A master perfumer’s guide to finding your signature scent

Fragrance bottles
Cassie Steer,-Beauty Editor At Large

Finding ‘the one’ isn’t easy. Love at first sniff can be as elusive as love at first sight – here’s how to find your soul mate

They say the course of true love never runs smooth, and in the case of finding your signature scent this couldn’t be more apt. Maybe you haven’t found a scent you ‘click’ with, or the one that seemed to be your perfect match in the fragrance hall never quite made it past the second date.

‘Fragrance is a very personal choice,’ says Fabrice Penot, co-founder of Le Labo. ‘The important questions to ask ourselves when choosing a perfume are: “Does it make me feel empowered? Does it give me an edge when I spray it in the morning? What do I want to smell of? And what is the message I want to send to the world about myself?”’
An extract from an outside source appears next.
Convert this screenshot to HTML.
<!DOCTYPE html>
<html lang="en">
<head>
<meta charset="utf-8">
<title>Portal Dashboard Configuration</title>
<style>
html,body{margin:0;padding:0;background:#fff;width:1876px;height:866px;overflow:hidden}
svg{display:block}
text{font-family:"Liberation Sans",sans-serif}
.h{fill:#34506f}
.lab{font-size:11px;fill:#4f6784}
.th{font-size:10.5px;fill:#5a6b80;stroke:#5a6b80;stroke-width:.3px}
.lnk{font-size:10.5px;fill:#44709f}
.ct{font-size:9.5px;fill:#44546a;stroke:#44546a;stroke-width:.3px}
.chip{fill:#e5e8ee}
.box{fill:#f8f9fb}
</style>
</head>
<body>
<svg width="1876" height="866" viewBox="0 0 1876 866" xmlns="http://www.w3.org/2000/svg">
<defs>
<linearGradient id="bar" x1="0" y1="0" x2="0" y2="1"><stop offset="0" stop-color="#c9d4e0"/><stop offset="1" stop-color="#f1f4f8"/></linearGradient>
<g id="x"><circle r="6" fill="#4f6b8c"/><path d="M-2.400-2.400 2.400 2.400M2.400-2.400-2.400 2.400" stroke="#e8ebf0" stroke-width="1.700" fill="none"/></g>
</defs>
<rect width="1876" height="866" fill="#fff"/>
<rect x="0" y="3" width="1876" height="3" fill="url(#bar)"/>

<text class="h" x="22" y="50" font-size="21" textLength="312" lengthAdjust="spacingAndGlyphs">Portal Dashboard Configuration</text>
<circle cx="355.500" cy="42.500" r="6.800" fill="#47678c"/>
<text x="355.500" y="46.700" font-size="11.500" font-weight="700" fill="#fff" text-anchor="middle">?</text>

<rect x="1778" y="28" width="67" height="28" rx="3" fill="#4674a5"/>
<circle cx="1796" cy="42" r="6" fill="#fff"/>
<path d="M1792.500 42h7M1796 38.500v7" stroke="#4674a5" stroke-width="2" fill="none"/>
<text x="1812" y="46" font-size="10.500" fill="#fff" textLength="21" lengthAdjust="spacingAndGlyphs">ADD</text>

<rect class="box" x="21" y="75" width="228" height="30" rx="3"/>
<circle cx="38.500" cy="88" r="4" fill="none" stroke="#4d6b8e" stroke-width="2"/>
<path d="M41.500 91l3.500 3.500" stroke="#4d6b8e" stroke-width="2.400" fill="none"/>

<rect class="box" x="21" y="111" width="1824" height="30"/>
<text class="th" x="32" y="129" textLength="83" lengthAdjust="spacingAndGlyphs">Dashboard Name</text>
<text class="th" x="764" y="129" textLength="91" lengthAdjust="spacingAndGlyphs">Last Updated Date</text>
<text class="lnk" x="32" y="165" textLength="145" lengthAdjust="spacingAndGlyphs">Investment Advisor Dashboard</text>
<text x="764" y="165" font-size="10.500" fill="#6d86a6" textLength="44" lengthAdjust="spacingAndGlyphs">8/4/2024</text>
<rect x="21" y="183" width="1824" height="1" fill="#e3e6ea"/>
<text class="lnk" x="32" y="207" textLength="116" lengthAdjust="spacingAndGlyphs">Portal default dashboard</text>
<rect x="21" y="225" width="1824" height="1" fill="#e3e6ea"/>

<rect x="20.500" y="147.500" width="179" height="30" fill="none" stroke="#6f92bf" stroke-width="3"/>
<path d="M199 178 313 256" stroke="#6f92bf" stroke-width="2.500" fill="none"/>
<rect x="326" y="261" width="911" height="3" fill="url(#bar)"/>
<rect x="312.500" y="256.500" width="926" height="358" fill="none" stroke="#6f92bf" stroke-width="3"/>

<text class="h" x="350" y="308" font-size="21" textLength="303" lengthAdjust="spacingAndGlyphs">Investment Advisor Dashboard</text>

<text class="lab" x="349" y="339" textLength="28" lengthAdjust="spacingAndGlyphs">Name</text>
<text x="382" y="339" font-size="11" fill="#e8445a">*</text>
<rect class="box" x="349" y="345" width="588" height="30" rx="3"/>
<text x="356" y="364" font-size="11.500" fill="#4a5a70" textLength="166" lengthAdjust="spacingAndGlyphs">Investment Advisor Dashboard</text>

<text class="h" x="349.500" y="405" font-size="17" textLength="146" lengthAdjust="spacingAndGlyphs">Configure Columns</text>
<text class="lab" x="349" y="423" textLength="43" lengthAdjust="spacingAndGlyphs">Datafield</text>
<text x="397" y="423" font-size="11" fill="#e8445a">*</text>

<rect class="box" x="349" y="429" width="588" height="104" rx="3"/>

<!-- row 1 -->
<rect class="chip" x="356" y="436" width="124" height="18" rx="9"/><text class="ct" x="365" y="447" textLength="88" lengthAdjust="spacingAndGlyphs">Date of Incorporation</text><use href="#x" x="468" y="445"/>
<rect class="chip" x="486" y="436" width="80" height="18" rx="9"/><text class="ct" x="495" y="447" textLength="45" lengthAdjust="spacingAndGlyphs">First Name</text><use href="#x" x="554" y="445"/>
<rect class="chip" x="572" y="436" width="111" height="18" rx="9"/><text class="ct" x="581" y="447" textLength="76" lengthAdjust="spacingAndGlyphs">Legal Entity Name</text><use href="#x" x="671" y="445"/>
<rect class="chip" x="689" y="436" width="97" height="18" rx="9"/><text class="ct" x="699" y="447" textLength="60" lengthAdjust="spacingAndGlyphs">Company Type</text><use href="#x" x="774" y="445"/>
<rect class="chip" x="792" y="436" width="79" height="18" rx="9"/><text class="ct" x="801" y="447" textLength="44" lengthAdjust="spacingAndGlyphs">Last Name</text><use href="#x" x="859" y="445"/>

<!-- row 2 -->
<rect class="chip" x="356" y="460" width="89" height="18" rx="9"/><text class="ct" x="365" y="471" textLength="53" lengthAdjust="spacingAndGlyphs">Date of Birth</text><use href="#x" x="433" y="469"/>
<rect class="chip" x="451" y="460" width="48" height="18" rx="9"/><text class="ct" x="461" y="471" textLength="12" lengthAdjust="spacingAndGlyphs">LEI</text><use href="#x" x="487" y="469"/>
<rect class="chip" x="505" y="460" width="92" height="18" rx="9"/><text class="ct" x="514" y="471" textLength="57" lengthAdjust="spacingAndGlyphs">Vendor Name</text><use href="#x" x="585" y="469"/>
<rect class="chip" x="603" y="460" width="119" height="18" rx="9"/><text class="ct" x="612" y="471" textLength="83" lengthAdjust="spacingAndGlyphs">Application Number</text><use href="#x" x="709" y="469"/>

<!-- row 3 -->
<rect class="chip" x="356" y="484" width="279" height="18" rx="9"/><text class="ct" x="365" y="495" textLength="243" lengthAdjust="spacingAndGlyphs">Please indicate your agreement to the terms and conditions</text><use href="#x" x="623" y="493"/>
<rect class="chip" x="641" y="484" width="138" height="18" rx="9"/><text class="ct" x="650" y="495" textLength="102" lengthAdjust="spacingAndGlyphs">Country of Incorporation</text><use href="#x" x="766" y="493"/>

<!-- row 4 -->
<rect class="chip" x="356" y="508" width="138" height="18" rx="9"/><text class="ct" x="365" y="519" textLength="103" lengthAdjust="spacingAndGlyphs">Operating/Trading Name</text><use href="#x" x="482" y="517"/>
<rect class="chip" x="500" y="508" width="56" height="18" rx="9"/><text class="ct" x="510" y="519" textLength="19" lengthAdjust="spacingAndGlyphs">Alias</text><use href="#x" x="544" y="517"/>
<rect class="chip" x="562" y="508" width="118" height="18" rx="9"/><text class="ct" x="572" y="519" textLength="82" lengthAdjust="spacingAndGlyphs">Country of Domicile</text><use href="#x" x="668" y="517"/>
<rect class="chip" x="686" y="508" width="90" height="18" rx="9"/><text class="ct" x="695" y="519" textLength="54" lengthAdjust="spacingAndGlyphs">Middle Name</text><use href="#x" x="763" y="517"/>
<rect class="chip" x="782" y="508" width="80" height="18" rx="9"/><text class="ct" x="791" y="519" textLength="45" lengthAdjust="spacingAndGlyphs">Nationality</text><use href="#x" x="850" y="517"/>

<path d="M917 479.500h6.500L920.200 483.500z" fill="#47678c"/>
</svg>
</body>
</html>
And just like those never-worn jeans at the back of your wardrobe, don’t buy a perfume you hope to fit into, advises master perfumer and fragrance expert Roja Dove. ‘A person’s perfume is a sensory enhancement of their personality, not the other way around,’ he says. ‘It should transform you into a better version of yourself.’
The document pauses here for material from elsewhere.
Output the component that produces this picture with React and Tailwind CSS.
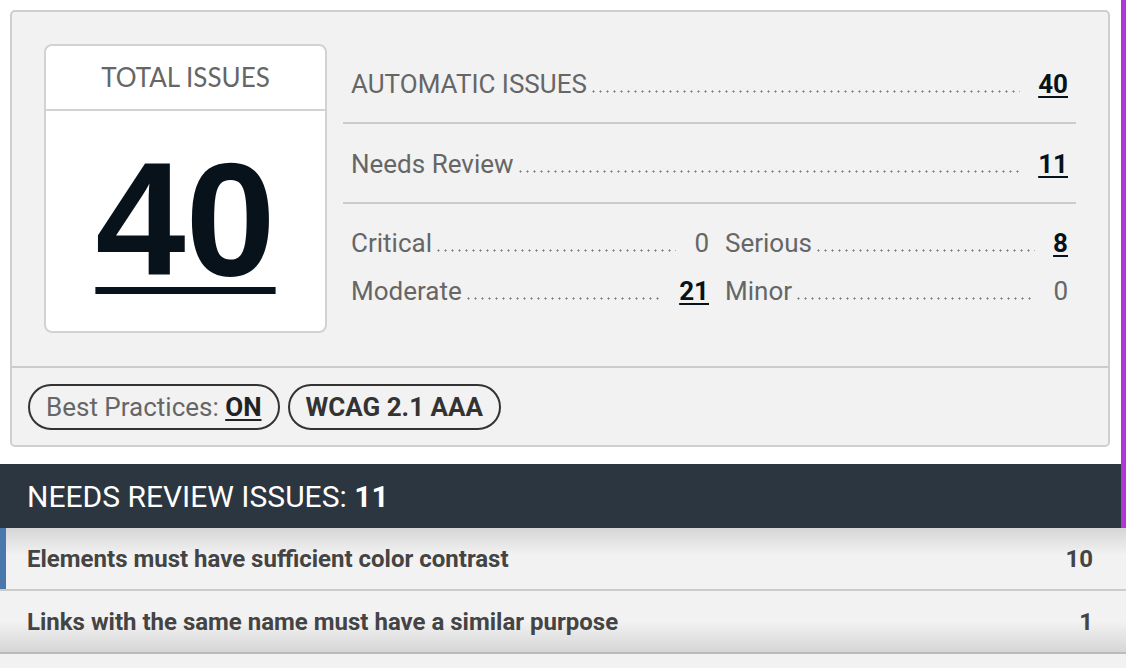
import React from "react";

function Leader({ label, value, strong, className = "" }) {
  return (
    <div className={`flex items-baseline min-w-0 ${className}`}>
      <span className="shrink-0 whitespace-nowrap">{label}</span>
      <span className="flex-1 min-w-0 h-[3px] ml-[3px] bg-[radial-gradient(circle,#777_0.8px,transparent_1.3px)] bg-[length:7px_3px] bg-repeat-x bg-left-bottom" />
      <span className="shrink-0 pl-[18px]">
        {strong ? (
          <span className="font-bold text-[#08121a] underline decoration-[2px] underline-offset-[3px]">{value}</span>
        ) : (
          <span>{value}</span>
        )}
      </span>
    </div>
  );
}

export default function App() {
  return (
    <div className="w-[1126px] h-[668px] bg-white overflow-hidden flex flex-col font-['Roboto',sans-serif]">
      <div className="flex shrink-0">
        <div className="flex-1 min-w-0 flex flex-col">
          <div className="pt-[10px] pl-[10px] pr-[11px]">
            <div className="border-2 border-[#cfcfcf] rounded-[5px] bg-[#f2f2f2]">
              <div className="flex gap-4 pt-8 px-8 pb-[33px]">
                <div className="w-[283px] h-[289px] shrink-0 border-2 border-[#d2d2d2] rounded-[8px] bg-white flex flex-col">
                  <div className="h-[65px] border-b-2 border-[#d2d2d2] flex items-center justify-center font-['Lato',sans-serif] text-[26px] text-[#666]">
                    TOTAL ISSUES
                  </div>
                  <div className="flex-1 flex justify-center pt-[27px]">
                    <span className="font-['Liberation_Sans',Arial,sans-serif] font-bold text-[162px] leading-[162px] text-[#08121a] underline decoration-[7px] underline-offset-[12px]">
                      40
                    </span>
                  </div>
                </div>
                <div className="flex-1 min-w-0 flex flex-col text-[26px] text-[#666]">
                  <div className="h-[80px] border-b-2 border-[#cccccc] flex items-center px-2 pt-[2px]">
                    <Leader className="flex-1" label="AUTOMATIC ISSUES" value="40" strong />
                  </div>
                  <div className="h-[80px] border-b-2 border-[#cccccc] flex items-center px-2 pt-[2px]">
                    <Leader className="flex-1" label="Needs Review" value="11" strong />
                  </div>
                  <div className="pt-[15px] flex flex-col">
                    <div className="h-[48px] flex items-center">
                      <div className="w-[366px] pl-2">
                        <Leader label="Critical" value="0" />
                      </div>
                      <div className="flex-1 min-w-0 pl-4 pr-2">
                        <Leader label="Serious" value="8" strong />
                      </div>
                    </div>
                    <div className="h-[48px] flex items-center">
                      <div className="w-[366px] pl-2">
                        <Leader label="Moderate" value="21" strong />
                      </div>
                      <div className="flex-1 min-w-0 pl-4 pr-2">
                        <Leader label="Minor" value="0" />
                      </div>
                    </div>
                  </div>
                </div>
              </div>
              <div className="border-t-2 border-[#cccccc] pt-4 pb-[15px] px-4 flex gap-2">
                <div className="h-[46px] rounded-full border-2 border-[#333] px-4 flex items-center text-[26px] text-[#666]">
                  Best Practices:&nbsp;
                  <span className="font-bold text-[#222] underline decoration-[2px] underline-offset-[3px]">ON</span>
                </div>
                <div className="h-[46px] rounded-full border-2 border-[#333] px-4 flex items-center text-[26px] font-bold text-[#333]">
                  WCAG 2.1 AAA
                </div>
              </div>
            </div>
          </div>
          <div className="mt-[17px] h-[64px] bg-[#2c3640] flex items-center pl-[27px] text-white text-[30px]">
            NEEDS REVIEW ISSUES:&nbsp;<span className="font-bold">11</span>
          </div>
        </div>
        <div className="w-[5px] shrink-0 bg-[#b136d6]" />
      </div>
      <div className="h-[61px] shrink-0 flex items-center justify-between pl-[27px] pr-[33px] border-l-[6px] border-[#4a78ad] bg-[linear-gradient(to_bottom,#d6d6d6,#f2f2f2_45%)] text-[24px] font-bold text-[#444]">
        <span className="-ml-[6px]">Elements must have sufficient color contrast</span>
        <span>10</span>
      </div>
      <div className="h-[2px] shrink-0 bg-[#cccccc]" />
      <div className="h-[61px] shrink-0 flex items-center justify-between pl-[27px] pr-[33px] bg-[linear-gradient(to_bottom,#f2f2f2_50%,#d6d6d6)] text-[24px] font-bold text-[#444]">
        <span>Links with the same name must have a similar purpose</span>
        <span>1</span>
      </div>
      <div className="h-[2px] shrink-0 bg-[#bbbbbb]" />
      <div className="flex-1 bg-[#f2f2f2]" />
    </div>
  );
}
Roja also notes that a lot of us are unfaithful to fragrances because we smell the marketing rather than the perfumes themselves. ‘Take the time to become well-versed in what is available to you to ensure you find a scent of true quality and individuality. The most important tip when buying a fragrance for yourself is to be thorough.’

And before you get up close and personal with any potential scent suitors? ‘Always smell the perfume on paper first to give the alcohol a chance to evaporate,’ advises Dove. ‘Spray a few options onto cards and take them home. When you’ve found your favourite, go back to the counter and spray it liberally on your skin, giving it at least 30 minutes to develop.’

Finding ‘the one’

When it comes to finding your perfect scent, perfumer and former president of the British Society Of Perfumers Ruth Mastenbroek advises being as open-minded as possible. ‘Start with identifying the feeling you want to evoke when you wear your perfume,’ she advises. ‘Do you want to feel energised, invigorated or calm?’ Feeling sophisticated? We recommend Creed’s Love In White. Fancy channelling your inner siren? Yves Saint Laurent Black Opium is the one for you. Or just want something to keep you feeling uplifted and energised all day? Try Jo Malone's classic Lime, Basil & Mandarin Cologne.

‘A signature scent is a statement about you,’ continues Ruth. ‘Perfume gives us an opportunity to highlight a part of our personality that some people may not even know about. What aspects of your personality do you want people to see? If you’re normally quiet but have a lion inside waiting to roar, why not go for a bold fragrance that will get you noticed?’ Covert lionesses may like the captivating D&G The Only One 2.

‘Be open-minded,’ says Ruth. ‘There are no hard and fast rules about which scent you will like. In store, smell as many different ones as you can to get a feel for which fragrance family you’re drawn to, for example floral, citrus, fruity, green or woody. But sometimes a scent will surprise you – the one that you identify with may not be the one that you would have chosen based on the description or ingredients on the box. Be adventurous, try lots of different perfumes and be open to discovering something new.’ Feel like experimenting with something a little unexpected? Try Kilian’s Love The Way You Feel or Acqua di Parma Cipresso di Toscana Eau de Toilette, with its notes of star anise, elemi, orange and petit grain.

Patience is a virtue when it comes to choosing your perfect fragrance. ‘I always recommend trying it on your skin and letting it develop before you buy,’ says Ruth. ‘Perfume will “dry down” after just 10 to 15 minutes and then again after a few hours as the various ingredients evaporate from the skin. Every person’s skin is slightly different and will therefore react differently to the perfume. If you can, try and take a sample so you can see how the perfume develops over the course of a whole day. Spray your fragrance on your neck and wrists to get the best effect – anywhere close to your veins, as the skin is warmer here and will help diffuse the scent.

‘Finally, trust your instinct,’ Ruth advises. ‘Perfume is personal and only you can decide what is best for you. I believe perfume is all about making you feel sensational and only you can be the judge of that. Consider again how you want your fragrance to make you feel – if it does that, then you’ve found “the one”.’